S = Sell! Ah, the critical miss and my suggested add.
- Don’t let the shopper leave the store without buying, or at minimum, without having a defined next step
- Arm associates with on-the-spot incentives that may be leveraged based on the number of components to the sale, the dollar amount or other criteria. When asked, the Blue Shirt we worked with said he could not budge at all since the items we were considering were the “latest technology.” So, offering a 5% discount, a break on installation, throwing in a cable . . . not an option for a $5,000 sale? I guarantee that a small incentive would have closed this sale despite the other hiccups. Combined with them, the lack of wiggle room was a killer.
- If the sale cannot be nailed, identify the next step for the shopper, and get it on the books. Book the installation estimate trip while they are there, and make it that week based on the SHOPPER’S availability. At Best Buy, leaving the store without a next step actually felt weird. After that amount of time, my friend needed something to say “yes” to, not something to think about.

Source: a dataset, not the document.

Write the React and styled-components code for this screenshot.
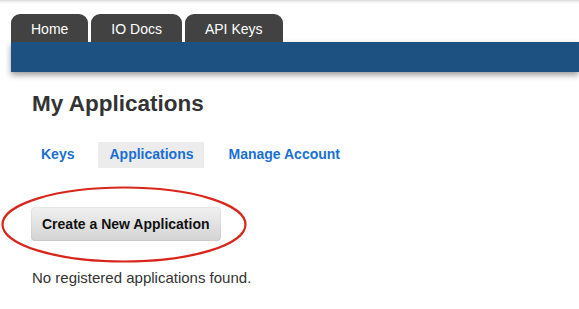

T= Thanks again. Fine, but I'd add some kind of validation piece . . . Complimenting them on the choice(s), calling them by name one last time (BTW, the Blue Shirt at Best Buy never asked for my friend's name) . . .
Finally, I have a sneaking suspicion that non-commissioned sales played at least a small role in the story. What was the Bllue Shirt's incentive to nail the sale? A commissioned salesperson's heart would have been racing along with ours and that alone would have accelerated the vibe and created urgency, I think.
In general, my take is that retail sales processes have gotten too soft and open-ended . . . I say that as a woman, and one who does not like to be “hard sold” (though, as I’m fond of pointing out, I actually LOVE being “well-sold”). A great customer experience doesn’t have to come at the expense of nailing the sale . . . Does it?
What would you add to the TRUST (or TRUSST) process? Does it hit the mark? Any tales of lost sales you'd like to share?